Tap any highlighted phrase to jump to the commentary that unpacks it.

Sirach 29:1-9He That Sheweth Mercy Lendeth to His Neighbour
1He that sheweth mercy, lendeth to his neighbour: and he that is stronger in hand, keepeth the commandments. 2Lend to thy neighbour in the time of his need, and pay thou thy neighbour again in due time.
The chapter opens by binding two things together that we tend to keep apart: mercy and money. To lend to a neighbor in need is not framed as a cold financial service but as an act of mercy, a way of showing the same compassion God shows. And the one who has the strength of hand to help is the one who keeps the commandments by doing it. Generosity here is not optional kindness layered on top of obedience.
It is obedience. The first word of the chapter sets the whole tone: what you do with what you have toward your neighbor is a measure of how seriously you take the commandments of God.
Notice that the very same breath that commands lending also commands repayment. Mercy is owed by the one who has; faithfulness is owed by the one who borrows. Ben Sira holds both sides of the relationship to account, because a community is held together by trust running in both directions. To take a loan and then to drag out the day of repayment is to wound the very generosity that helped you. The borrower who pays "in due time" honors the lender and keeps the door of mercy open for the next person in need.
5Till they receive, they kiss the hands of the lender, and in promises they humble their voice: 6But when they should repay, they will ask time, and will return tedious and murmuring words, and will complain of the time: 9And he will pay him with reproaches and curses, and instead of honour and good turn will repay him injuries.
Ben Sira is a clear-eyed observer of human nature, and here he traces the slow corrosion of a soured debt.
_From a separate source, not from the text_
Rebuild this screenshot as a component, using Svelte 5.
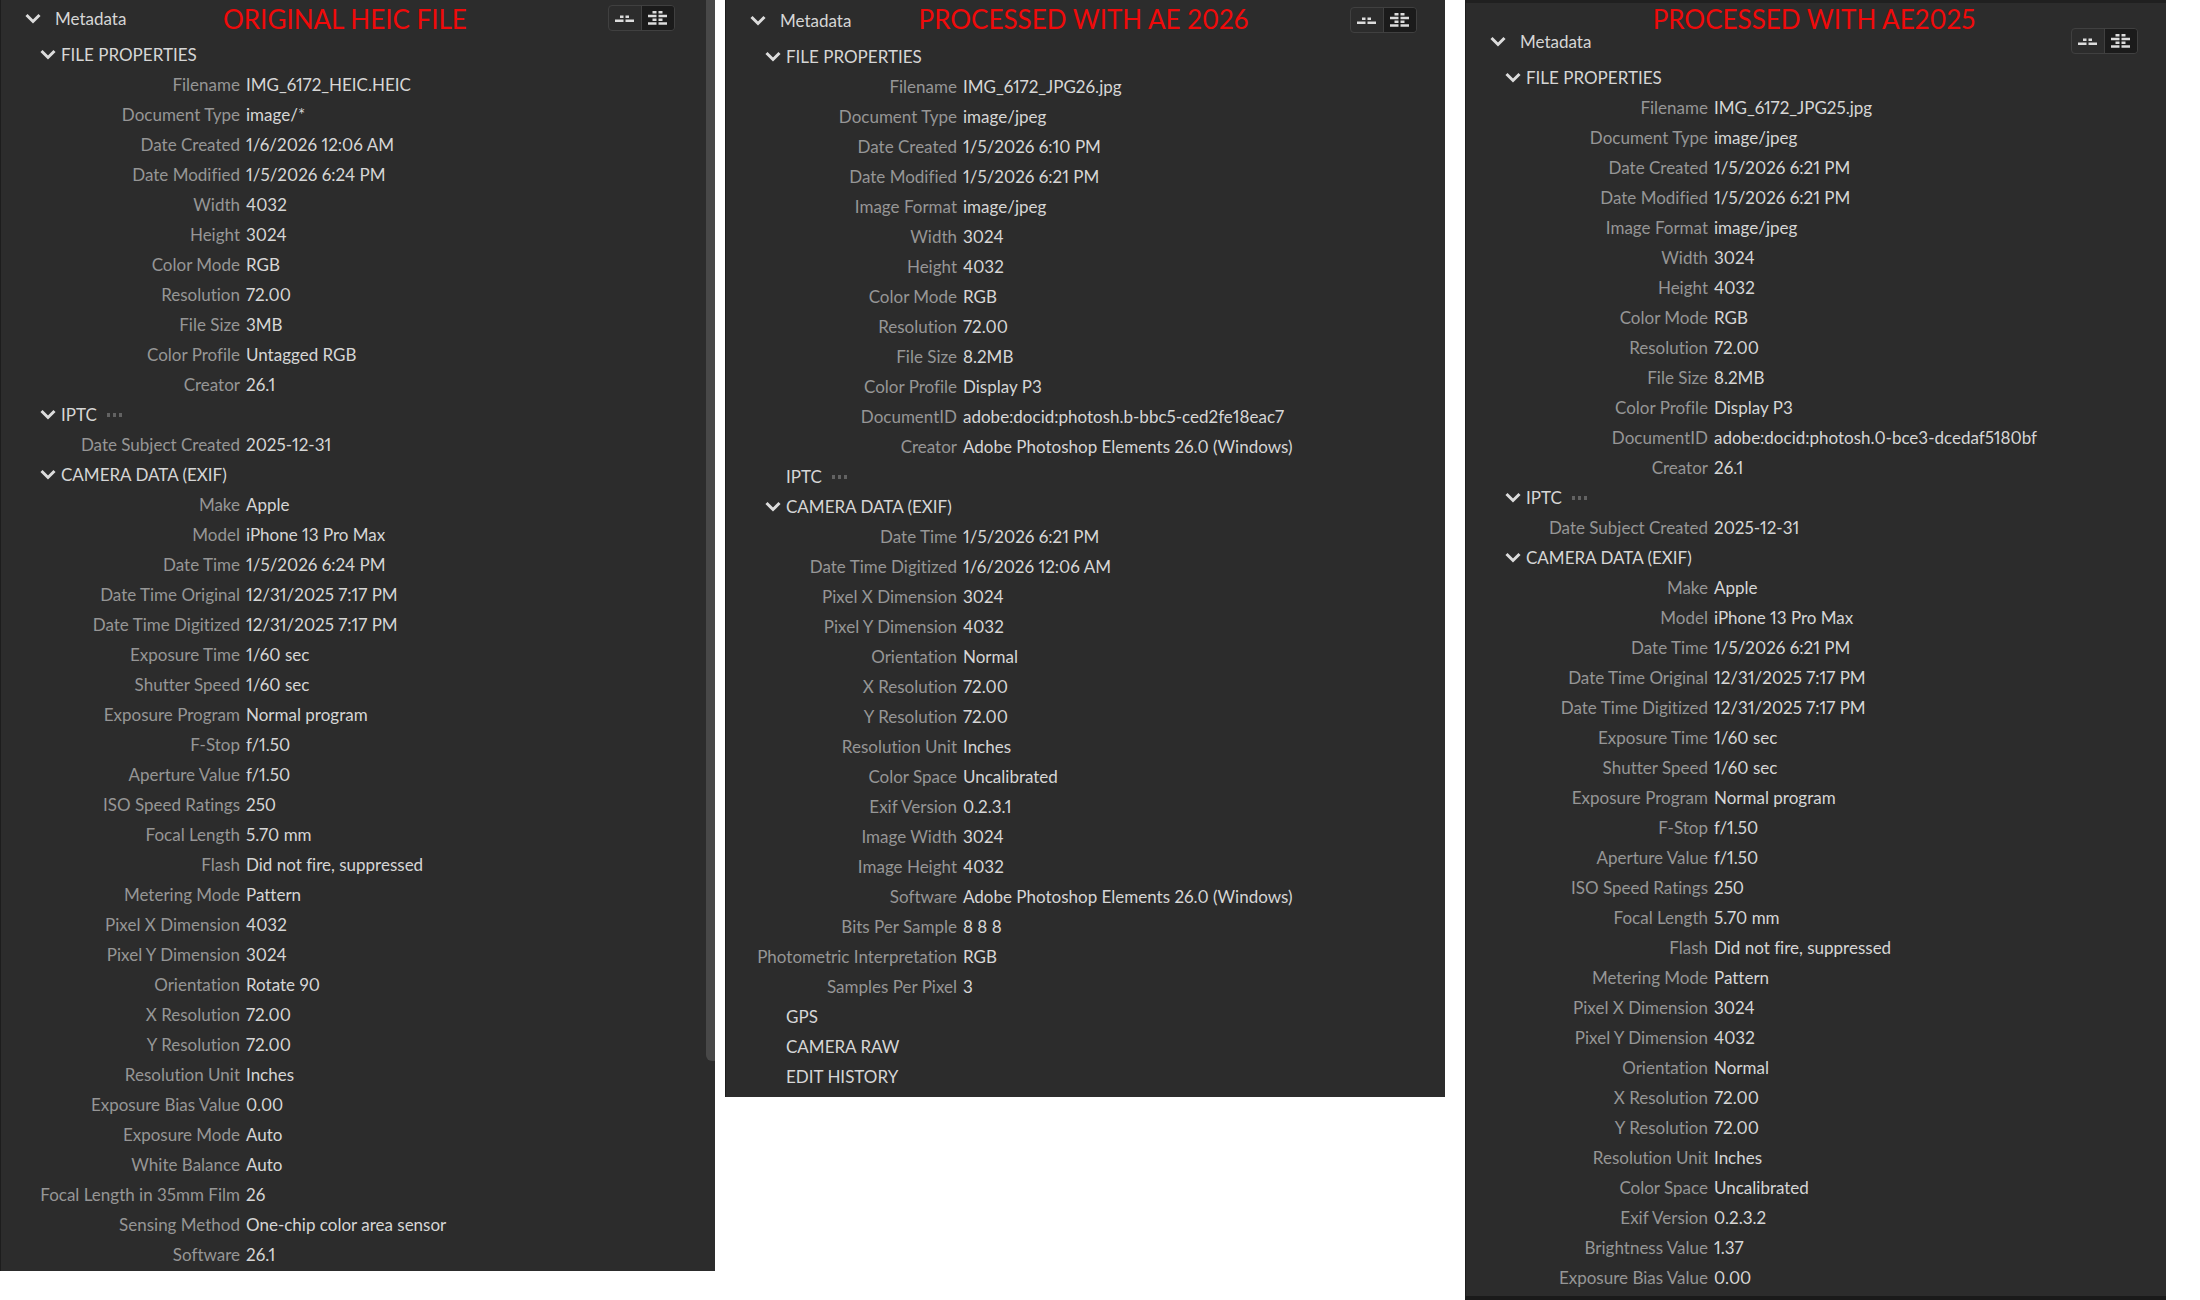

Before the loan, the borrower is all warmth, kissing the lender's hands, lowering his voice in earnest promises. After the loan, when payment comes due, the warmth cools into excuses, delays, and grumbling. The chapter does not flinch from describing how a thing freely given gets treated as a thing owed to no one, "looked upon as a thing found."
This is not cynicism for its own sake. It is the wisdom that lets a person give with open eyes, neither naive about how generosity can be abused nor hardened by it.
The bleakest turn comes when kindness is answered with cursing, when the one who helped is rewarded with injuries instead of honor. Ben Sira sets this down honestly because he wants the reader to feel the full weight of what generosity sometimes costs. Yet the placement matters. He records the ingratitude of the world precisely so that what comes next, the command to keep on giving anyway, lands with its full force. The generous person is not promised that their kindness will be repaid in kind.
They are called to give as an act of mercy whether or not it returns.
Ask today: is there a debt of money, or of gratitude, that I have let go cold? Pay it warmly, and you keep the channel of mercy flowing.
Sirach 29:10-17Place Thy Treasure in the Commandments
11But yet towards the poor be thou more hearty, and delay not to shew him mercy. 12Help the poor because of the commandment: and send him not away empty handed because of his poverty. 13Lose thy money for thy brother and thy friend: and hide it not under a stone to be lost.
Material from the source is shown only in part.